**The problem**
Quote the whole listing exactly. Leave the pictures out of your copy.

**Dataset content**
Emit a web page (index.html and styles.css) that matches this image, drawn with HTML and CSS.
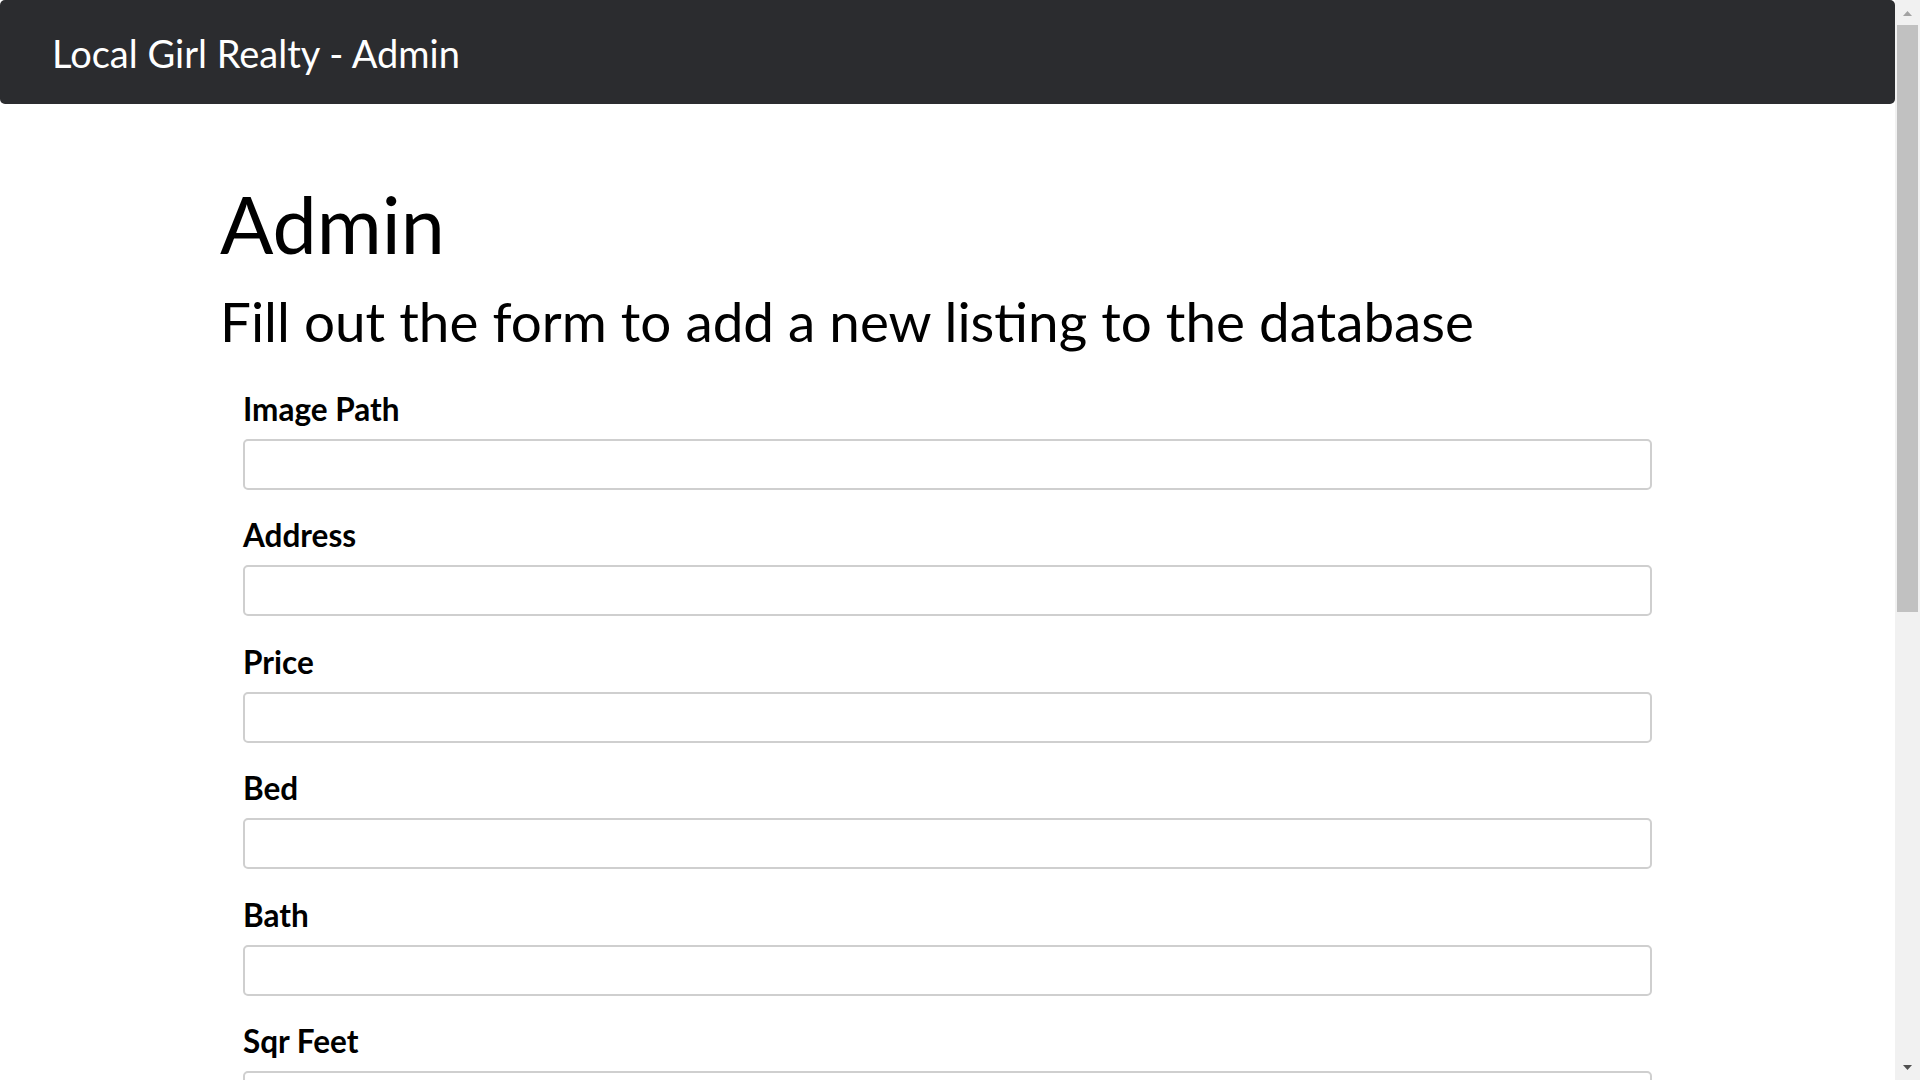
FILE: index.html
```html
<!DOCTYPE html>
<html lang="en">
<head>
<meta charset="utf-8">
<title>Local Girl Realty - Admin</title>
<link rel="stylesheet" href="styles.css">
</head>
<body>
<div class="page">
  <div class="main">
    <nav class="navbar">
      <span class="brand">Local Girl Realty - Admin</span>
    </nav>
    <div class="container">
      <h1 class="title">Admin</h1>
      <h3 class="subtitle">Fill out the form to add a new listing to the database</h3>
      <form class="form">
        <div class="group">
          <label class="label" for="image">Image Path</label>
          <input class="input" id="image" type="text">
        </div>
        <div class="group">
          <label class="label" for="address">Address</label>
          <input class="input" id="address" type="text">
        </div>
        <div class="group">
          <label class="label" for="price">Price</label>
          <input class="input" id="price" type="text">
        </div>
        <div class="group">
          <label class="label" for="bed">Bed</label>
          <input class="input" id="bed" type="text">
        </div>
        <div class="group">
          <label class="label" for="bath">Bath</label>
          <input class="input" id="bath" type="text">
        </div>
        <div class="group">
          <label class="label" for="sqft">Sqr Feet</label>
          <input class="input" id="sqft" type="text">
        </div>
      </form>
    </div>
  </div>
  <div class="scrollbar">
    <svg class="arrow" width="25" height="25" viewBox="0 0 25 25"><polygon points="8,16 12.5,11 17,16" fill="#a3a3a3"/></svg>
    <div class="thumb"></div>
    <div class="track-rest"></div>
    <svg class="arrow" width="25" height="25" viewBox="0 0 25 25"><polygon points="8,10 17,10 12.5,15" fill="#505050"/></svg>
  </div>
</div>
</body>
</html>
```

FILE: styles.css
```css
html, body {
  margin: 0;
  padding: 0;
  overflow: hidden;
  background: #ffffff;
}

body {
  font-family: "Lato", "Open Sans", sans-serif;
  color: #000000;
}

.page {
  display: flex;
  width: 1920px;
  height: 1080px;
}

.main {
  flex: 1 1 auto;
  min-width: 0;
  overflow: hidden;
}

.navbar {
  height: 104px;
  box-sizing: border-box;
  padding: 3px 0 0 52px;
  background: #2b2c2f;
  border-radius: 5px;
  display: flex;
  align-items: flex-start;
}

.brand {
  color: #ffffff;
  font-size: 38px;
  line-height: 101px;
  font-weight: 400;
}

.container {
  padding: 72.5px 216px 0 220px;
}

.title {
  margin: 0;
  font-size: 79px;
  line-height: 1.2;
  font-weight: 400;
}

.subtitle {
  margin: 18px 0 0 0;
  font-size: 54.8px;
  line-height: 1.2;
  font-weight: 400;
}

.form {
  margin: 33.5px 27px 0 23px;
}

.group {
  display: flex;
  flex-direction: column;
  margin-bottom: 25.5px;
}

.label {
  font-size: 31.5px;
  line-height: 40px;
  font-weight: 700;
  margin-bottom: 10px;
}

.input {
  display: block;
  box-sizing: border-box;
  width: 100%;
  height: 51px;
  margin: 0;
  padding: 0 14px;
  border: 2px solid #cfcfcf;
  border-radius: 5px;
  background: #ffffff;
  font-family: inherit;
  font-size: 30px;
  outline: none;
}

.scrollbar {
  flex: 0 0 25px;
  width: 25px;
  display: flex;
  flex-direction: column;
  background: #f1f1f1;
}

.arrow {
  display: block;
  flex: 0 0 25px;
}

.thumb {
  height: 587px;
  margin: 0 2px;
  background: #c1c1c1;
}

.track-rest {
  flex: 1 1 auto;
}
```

**Worked solution**
Emit a web page (index.html and styles.css) that matches this image, drawn with HTML and CSS.
FILE: index.html
```html
<!DOCTYPE html>
<html lang="en">
<head>
<meta charset="utf-8">
<title>Local Girl Realty - Admin</title>
<link rel="stylesheet" href="styles.css">
</head>
<body>
<div class="page">
  <div class="main">
    <nav class="navbar">
      <span class="brand">Local Girl Realty - Admin</span>
    </nav>
    <div class="container">
      <h1 class="title">Admin</h1>
      <h3 class="subtitle">Fill out the form to add a new listing to the database</h3>
      <form class="form">
        <div class="group">
          <label class="label" for="image">Image Path</label>
          <input class="input" id="image" type="text">
        </div>
        <div class="group">
          <label class="label" for="address">Address</label>
          <input class="input" id="address" type="text">
        </div>
        <div class="group">
          <label class="label" for="price">Price</label>
          <input class="input" id="price" type="text">
        </div>
        <div class="group">
          <label class="label" for="bed">Bed</label>
          <input class="input" id="bed" type="text">
        </div>
        <div class="group">
          <label class="label" for="bath">Bath</label>
          <input class="input" id="bath" type="text">
        </div>
        <div class="group">
          <label class="label" for="sqft">Sqr Feet</label>
          <input class="input" id="sqft" type="text">
        </div>
      </form>
    </div>
  </div>
  <div class="scrollbar">
    <svg class="arrow" width="25" height="25" viewBox="0 0 25 25"><polygon points="8,16 12.5,11 17,16" fill="#a3a3a3"/></svg>
    <div class="thumb"></div>
    <div class="track-rest"></div>
    <svg class="arrow" width="25" height="25" viewBox="0 0 25 25"><polygon points="8,10 17,10 12.5,15" fill="#505050"/></svg>
  </div>
</div>
</body>
</html>
```

FILE: styles.css
```css
html, body {
  margin: 0;
  padding: 0;
  overflow: hidden;
  background: #ffffff;
}

body {
  font-family: "Lato", "Open Sans", sans-serif;
  color: #000000;
}

.page {
  display: flex;
  width: 1920px;
  height: 1080px;
}

.main {
  flex: 1 1 auto;
  min-width: 0;
  overflow: hidden;
}

.navbar {
  height: 104px;
  box-sizing: border-box;
  padding: 3px 0 0 52px;
  background: #2b2c2f;
  border-radius: 5px;
  display: flex;
  align-items: flex-start;
}

.brand {
  color: #ffffff;
  font-size: 38px;
  line-height: 101px;
  font-weight: 400;
}

.container {
  padding: 72.5px 216px 0 220px;
}

.title {
  margin: 0;
  font-size: 79px;
  line-height: 1.2;
  font-weight: 400;
}

.subtitle {
  margin: 18px 0 0 0;
  font-size: 54.8px;
  line-height: 1.2;
  font-weight: 400;
}

.form {
  margin: 33.5px 27px 0 23px;
}

.group {
  display: flex;
  flex-direction: column;
  margin-bottom: 25.5px;
}

.label {
  font-size: 31.5px;
  line-height: 40px;
  font-weight: 700;
  margin-bottom: 10px;
}

.input {
  display: block;
  box-sizing: border-box;
  width: 100%;
  height: 51px;
  margin: 0;
  padding: 0 14px;
  border: 2px solid #cfcfcf;
  border-radius: 5px;
  background: #ffffff;
  font-family: inherit;
  font-size: 30px;
  outline: none;
}

.scrollbar {
  flex: 0 0 25px;
  width: 25px;
  display: flex;
  flex-direction: column;
  background: #f1f1f1;
}

.arrow {
  display: block;
  flex: 0 0 25px;
}

.thumb {
  height: 587px;
  margin: 0 2px;
  background: #c1c1c1;
}

.track-rest {
  flex: 1 1 auto;
}
```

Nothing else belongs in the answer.